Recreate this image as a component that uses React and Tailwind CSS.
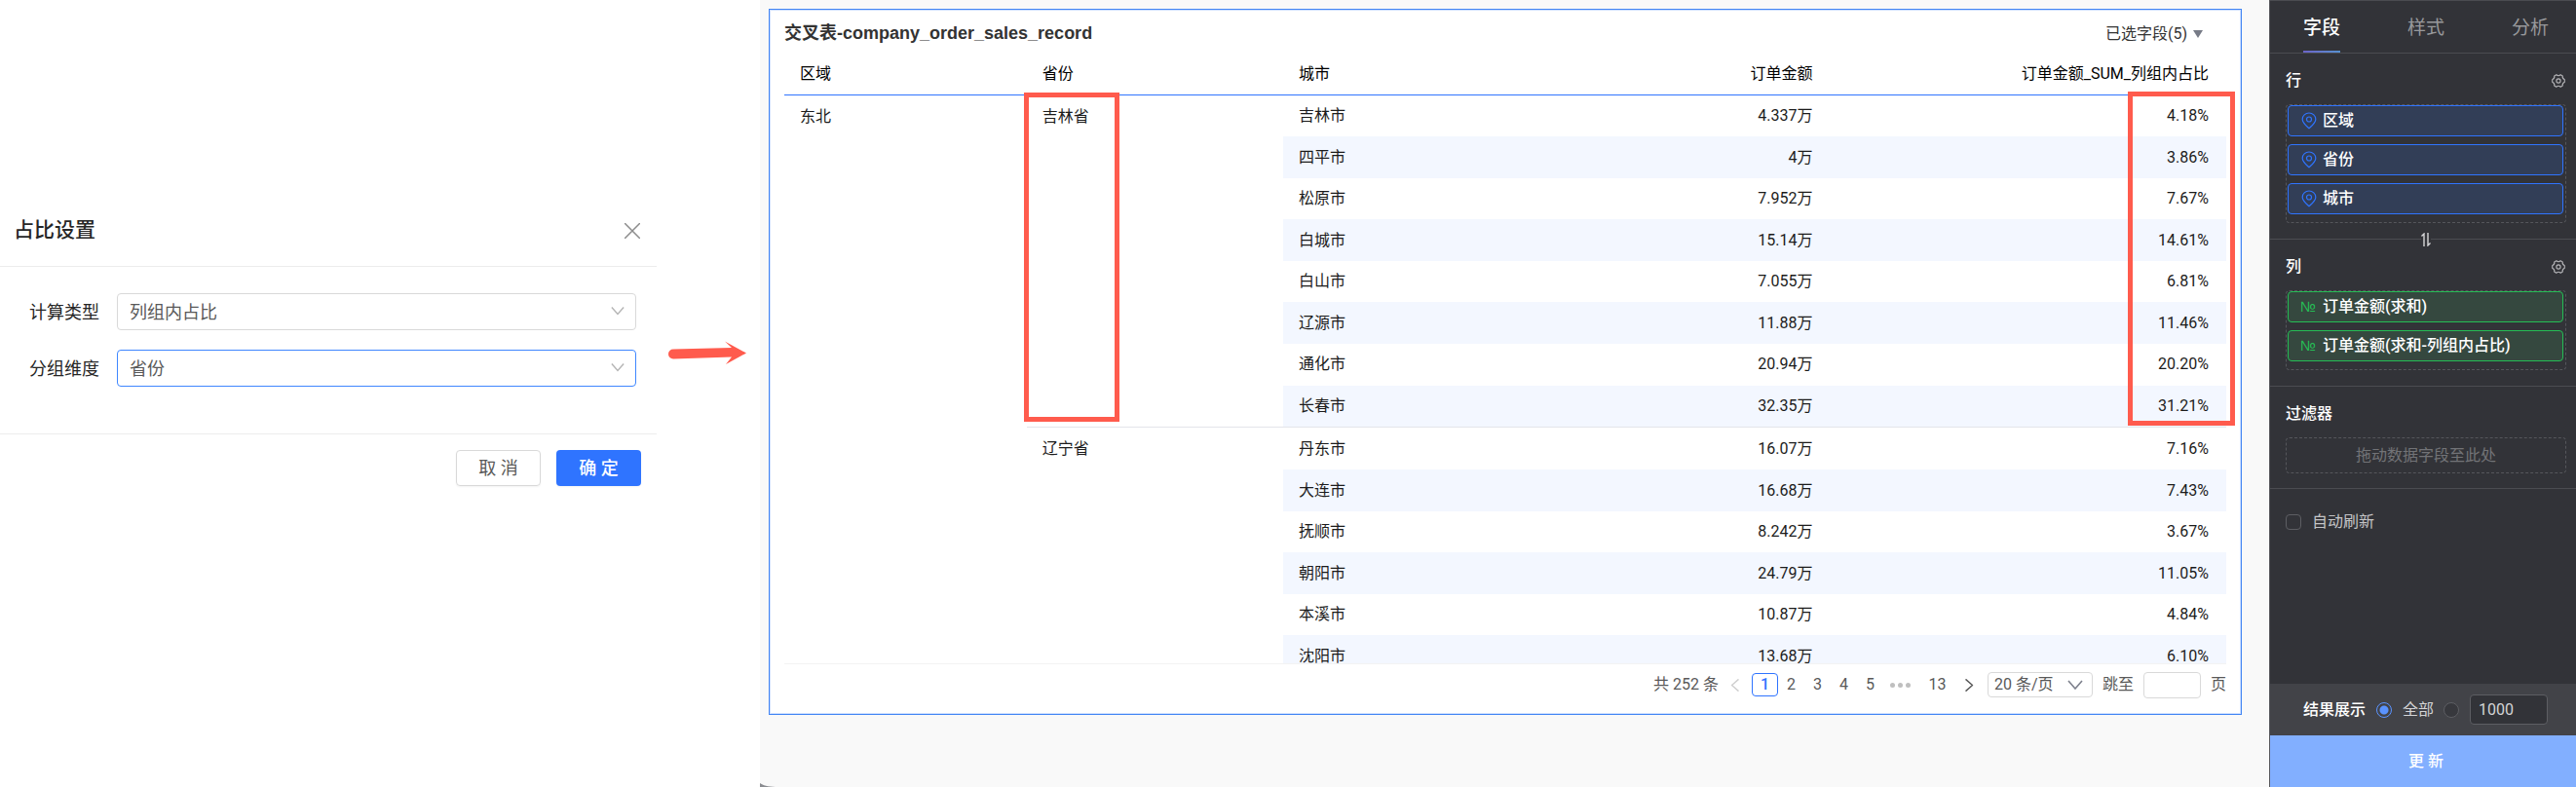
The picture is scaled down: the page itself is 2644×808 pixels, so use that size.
import React, { useState } from "react";

const groups = [
  {
    province: "吉林省",
    rows: [
      ["吉林市", "4.337万", "4.18%"],
      ["四平市", "4万", "3.86%"],
      ["松原市", "7.952万", "7.67%"],
      ["白城市", "15.14万", "14.61%"],
      ["白山市", "7.055万", "6.81%"],
      ["辽源市", "11.88万", "11.46%"],
      ["通化市", "20.94万", "20.20%"],
      ["长春市", "32.35万", "31.21%"],
    ],
  },
  {
    province: "辽宁省",
    rows: [
      ["丹东市", "16.07万", "7.16%"],
      ["大连市", "16.68万", "7.43%"],
      ["抚顺市", "8.242万", "3.67%"],
      ["朝阳市", "24.79万", "11.05%"],
      ["本溪市", "10.87万", "4.84%"],
      ["沈阳市", "13.68万", "6.10%"],
    ],
  },
];

const Chevron = ({ className }) => (
  <svg viewBox="0 0 16 10" fill="none" stroke="currentColor" strokeWidth="1.6" className={className}>
    <path d="M1 1l7 8 7-8" />
  </svg>
);

const GearIcon = () => (
  <svg viewBox="0 0 16 16" fill="none" stroke="currentColor" strokeWidth="1.3" strokeLinejoin="round" className="size-[14px]">
    <path d="M5.5 0.900c1.400 1.200 3.600 1.200 5 0l2.300 1.400c-.3 1.900.7 3.500 2.400 4.200v3c-1.700.7-2.700 2.300-2.400 4.200l-2.300 1.400c-1.400-1.200-3.600-1.200-5 0l-2.300-1.400c.3-1.900-.7-3.500-2.400-4.200v-3c1.700-.7 2.700-2.300 2.400-4.200z" />
    <circle cx="8" cy="8" r="2.400" />
  </svg>
);

const PinIcon = () => (
  <svg viewBox="0 0 16 18" fill="none" stroke="currentColor" strokeWidth="1.2" className="w-4 h-[18px] text-[#2f74ff]">
    <path d="M8 16.800C4.500 13.600 1.200 10.800 1.200 7.400a6.800 6.400 0 0 1 13.600 0c0 3.400-3.300 6.200-6.800 9.400z" />
    <circle cx="8" cy="7.500" r="2.500" />
  </svg>
);

const SelectField = ({ id, label, value, active }) => (
  <div className="flex items-center pl-[30px] pr-[21px]">
    <label htmlFor={id} className="w-[90px] text-[18px] text-[#262626]">
      {label}
    </label>
    <div className="relative flex-1">
      <select
        id={id}
        className={`w-full h-[38px] appearance-none bg-white border rounded-sm pl-3 text-[18px] text-[#595959] ${
          active ? "border-[#3f87ff]" : "border-[#d9d9d9]"
        }`}
      >
        <option>{value}</option>
      </select>
      <Chevron className="absolute right-3 top-[13px] w-[14px] h-[10px] text-[#b4b4b4] pointer-events-none" />
    </div>
  </div>
);

const RatioDialog = () => (
  <section className="w-[674px] shrink-0 pt-[200px]">
    <header className="flex items-center justify-between h-[74px] pl-[14px] pr-[17px] border-b border-[#ececec]">
      <h2 className="text-[21px] font-medium text-[#262626]">占比设置</h2>
      <button aria-label="关闭" className="text-[#8c8c8c]">
        <svg viewBox="0 0 16 16" stroke="currentColor" strokeWidth="1.5" className="w-4 h-4">
          <path d="M0 0l16 16M16 0L0 16" />
        </svg>
      </button>
    </header>
    <div className="flex flex-col gap-5 pt-[27px] h-[171px]">
      <SelectField id="calc-type" label="计算类型" value="列组内占比" />
      <SelectField id="group-dim" label="分组维度" value="省份" active />
    </div>
    <footer className="flex justify-end gap-4 pt-4 pr-4 border-t border-[#ececec]">
      <button className="w-[87px] h-[37px] border border-[#d9d9d9] rounded shadow-xs text-[18px] text-[#595959]">取 消</button>
      <button className="w-[87px] h-[37px] rounded bg-[#2f74ff] shadow-xs text-[18px] font-medium text-white">确 定</button>
    </footer>
  </section>
);

const CrossTable = () => (
  <table className="w-full h-[640px] table-fixed text-[16px] text-[#1c1c1c]">
    <colgroup>
      <col className="w-[16.8%]" />
      <col className="w-[17.8%]" />
      <col className="w-[17.8%]" />
      <col className="w-[20%]" />
      <col />
    </colgroup>
    <thead>
      <tr className="h-[42px] border-b border-[#2f74ff] text-black">
        <th className="h-[42px] pl-4 text-left font-normal">区域</th>
        <th className="pl-4 text-left font-normal">省份</th>
        <th className="pl-4 text-left font-normal">城市</th>
        <th className="pr-4 text-right font-normal">订单金额</th>
        <th className="pr-[18px] text-right font-normal">订单金额_SUM_列组内占比</th>
      </tr>
    </thead>
    <tbody>
      {groups.map((group, g) =>
        group.rows.map(([city, amount, ratio], i) => {
          const last = g === 0 && i === group.rows.length - 1;
          const cell = `${i % 2 ? "bg-[#f3f7ff]" : ""} ${last ? "border-b border-[#e3e5ea]" : ""}`;

          return (
            <tr key={city}>
              {g === 0 && i === 0 && (
                <td rowSpan={14} className="pl-4 pt-[10px] align-top">
                  东北
                </td>
              )}
              {i === 0 && (
                <td
                  rowSpan={group.rows.length}
                  className={`relative pl-4 pt-[10px] align-top ${g === 0 ? "border-b border-[#e3e5ea]" : ""}`}
                >
                  {group.province}
                  {g === 0 && (
                    <span className="absolute -left-[3px] -top-[3px] bottom-[5px] w-[98px] border-5 border-[#ff5b4d]" />
                  )}
                </td>
              )}
              <td className={`pl-4 ${cell}`}>{city}</td>
              <td className={`pr-4 text-right ${cell}`}>{amount}</td>
              <td className={`pr-[18px] text-right ${cell}`}>{ratio}</td>
            </tr>
          );
        })
      )}
    </tbody>
  </table>
);

const Pagination = () => {
  const [page, setPage] = useState(1);

  return (
    <nav className="flex items-center justify-end h-11 text-[16px] text-[#595959]">
      <span className="mr-[10px]">共 252 条</span>
      <button aria-label="上一页" className="mr-[10px] text-[#cfcfcf]">
        <Chevron className="w-[14px] h-[9px] rotate-90" />
      </button>
      {[1, 2, 3, 4, 5].map((n) => (
        <button
          key={n}
          onClick={() => setPage(n)}
          className={`w-[27px] h-6 leading-5 rounded-sm border ${
            n === page ? "border-[#2f74ff] text-[#2f74ff] font-medium" : "border-transparent"
          }`}
        >
          {n}
        </button>
      ))}
      <span className="flex gap-[3px] ml-[7px] mr-[14px]">
        <i className="size-[5px] rounded-full bg-[#bfbfbf]" />
        <i className="size-[5px] rounded-full bg-[#bfbfbf]" />
        <i className="size-[5px] rounded-full bg-[#bfbfbf]" />
      </span>
      <button className="w-[27px]">13</button>
      <button aria-label="下一页" className="mx-3">
        <Chevron className="w-[14px] h-[9px] -rotate-90" />
      </button>
      <span className="relative">
        <select aria-label="每页条数" className="w-[108px] h-[26px] appearance-none border border-[#d9d9d9] rounded-sm pl-[6px] leading-6">
          <option>20 条/页</option>
        </select>
        <Chevron className="absolute right-[10px] top-2 w-4 h-[10px] text-[#7d808c] pointer-events-none" />
      </span>
      <label htmlFor="jump" className="mx-[10px]">跳至</label>
      <input id="jump" className="w-[59px] h-[27px] border border-[#d9d9d9] rounded-sm mr-[10px]" />
      <span>页</span>
    </nav>
  );
};

const ReportPanel = () => (
  <main className="relative flex-1 min-w-0 bg-[#f9f9f9] pl-[9px] pr-7 pt-[9px]">
    <section className="h-[725px] px-[15px] bg-white border border-[#4285f4] shadow-[inset_0_0_0_1px_#cfe0ff]">
      <header className="flex items-center justify-between h-[45px] pt-1">
        <h1 className="text-[18px] font-bold text-[#333] font-['Liberation_Sans','Noto_Sans_CJK_SC',sans-serif]">
          交叉表-company_order_sales_record
        </h1>
        <button className="flex items-center gap-[6px] mr-6 text-[16px] text-[#333]">
          已选字段(5)
          <svg viewBox="0 0 10 8" className="w-[10px] h-2 fill-[#777b87]">
            <path d="M0 0h10L5 8z" />
          </svg>
        </button>
      </header>
      <div className="relative">
        <div className="h-[626px] overflow-hidden shadow-[0_1px_0_#f3f3f3]">
          <CrossTable />
        </div>
        {/* highlight round the ratio values */}
        <span className="absolute -right-[9px] top-[39px] w-[110px] h-[343px] border-5 border-[#ff5b4d]" />
      </div>
      <Pagination />
    </section>
    <svg viewBox="0 0 16 4" className="absolute left-0 bottom-0 w-4 h-1 fill-[#8a8c90]">
      <path d="M0 0c3 2.500 8 3.600 16 4H0z" />
    </svg>
  </main>
);

const tabs = ["字段", "样式", "分析"];

const FieldPanel = () => {
  const [tab, setTab] = useState("字段");

  return (
    <aside className="flex flex-col w-[315px] shrink-0 bg-[#323338] border-l border-[#55565b] text-[16px] text-white">
      <div className="flex justify-between h-[55px] pl-[34px] pr-[28px] border-y border-[#4b4c51]">
        {tabs.map((t) => (
          <button
            key={t}
            onClick={() => setTab(t)}
            className={`relative pt-[3px] text-[19px] ${t === tab ? "font-medium text-white" : "text-[#98999c]"}`}
          >
            {t}
            {t === tab && (
              <span className="absolute inset-x-0 bottom-0 h-[2px] bg-linear-to-r from-[#6a63c8] to-[#5590d0]" />
            )}
          </button>
        ))}
      </div>

      <section className="relative h-[191px] pl-4 pr-[10px] pt-4 border-b border-[#4b4c51]">
        <div className="flex items-center justify-between h-6 mb-3 pr-px">
          <h3 className="font-medium">行</h3>
          <button aria-label="行设置" className="text-[#b5b5b8]"><GearIcon /></button>
        </div>
        <ul className="flex flex-col gap-2 pl-px pr-[2px] pb-2 border border-dashed border-[#55565b] rounded">
          {["区域", "省份", "城市"].map((name) => (
            <li key={name} className="flex items-center gap-[6px] h-8 pl-[13px] border border-[#2f74ff] rounded bg-[#323e57] font-medium">
              <PinIcon />
              {name}
            </li>
          ))}
        </ul>
        <button aria-label="行列互换" className="absolute left-[51%] -bottom-2 -translate-x-1/2 bg-[#323338] text-[#d6d6d8]">
          <svg viewBox="0 0 10 14" fill="none" stroke="currentColor" strokeWidth="1.4" className="w-[10px] h-[14px]">
            <path d="M3 14V1L0.500 3.500M7 0v13l2.500-2.500" />
          </svg>
        </button>
      </section>

      <section className="h-[151px] pl-4 pr-[10px] pt-4 border-b border-[#4b4c51]">
        <div className="flex items-center justify-between h-6 mb-3 pr-px">
          <h3 className="font-medium">列</h3>
          <button aria-label="列设置" className="text-[#b5b5b8]"><GearIcon /></button>
        </div>
        <ul className="flex flex-col gap-2 pl-px pr-[2px] pb-2 border border-dashed border-[#55565b] rounded">
          {["订单金额(求和)", "订单金额(求和-列组内占比)"].map((name) => (
            <li key={name} className="flex items-center h-8 pl-3 border border-[#25bd55] rounded bg-[#35483f] font-medium">
              <span className="w-[23px] text-[15px] font-normal text-[#25bd55] font-['Liberation_Sans',sans-serif]">№</span>
              {name}
            </li>
          ))}
        </ul>
      </section>

      <section className="h-[105px] pl-4 pr-[10px] pt-4 border-b border-[#4b4c51]">
        <h3 className="h-6 mb-3 font-medium">过滤器</h3>
        <div className="h-[37px] leading-[35px] text-center border border-dashed border-[#55565b] rounded text-[#727377]">
          拖动数据字段至此处
        </div>
      </section>

      <label className="flex items-center gap-[11px] h-[68px] pl-4 text-[#c4c4c6]">
        <input type="checkbox" className="size-4 appearance-none border border-[#5d5e63] rounded-sm" />
        自动刷新
      </label>

      <div className="flex items-center h-[53px] mt-auto pl-[34px] bg-[#424348]">
        <span className="mr-[11px] font-medium">结果展示</span>
        <label className="flex items-center gap-[11px] mr-[10px] text-[#d4d4d6]">
          <input
            type="radio"
            name="limit"
            defaultChecked
            className="size-4 appearance-none border border-[#5a93ff] rounded-full bg-[radial-gradient(circle,#5a93ff_4px,transparent_5px)]"
          />
          全部
        </label>
        <input type="radio" name="limit" aria-label="限制条数" className="size-4 appearance-none border border-[#5d5e63] rounded-full bg-[#37383d]" />
        <input
          aria-label="条数"
          defaultValue="1000"
          className="w-20 h-[31px] ml-[11px] px-2 border border-[#5d5e63] rounded bg-[#323338] text-[#d4d4d6]"
        />
      </div>
      <button className="h-[53px] pl-[6px] bg-[#82afff] font-medium">更 新</button>
    </aside>
  );
};

const App = () => {
  return (
    <div className="flex min-h-screen bg-white font-[Roboto,'Noto_Sans_CJK_SC',sans-serif]">
      <RatioDialog />
      <div className="w-[106px] shrink-0 pl-3 pt-[350px]">
        <svg viewBox="0 0 80 24" className="w-20 h-6 fill-[#ff5b4d]">
          <path d="M5 8.500l60-1.500-7-6.500L80 12.500 59 24l6-7.500-60 2a5 5 0 0 1 0-10z" />
        </svg>
      </div>
      <ReportPanel />
      <FieldPanel />
    </div>
  );
};

export default App;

### Problem to solve
Tell how many lines include "that". The number is the whole answer.

### Result below
2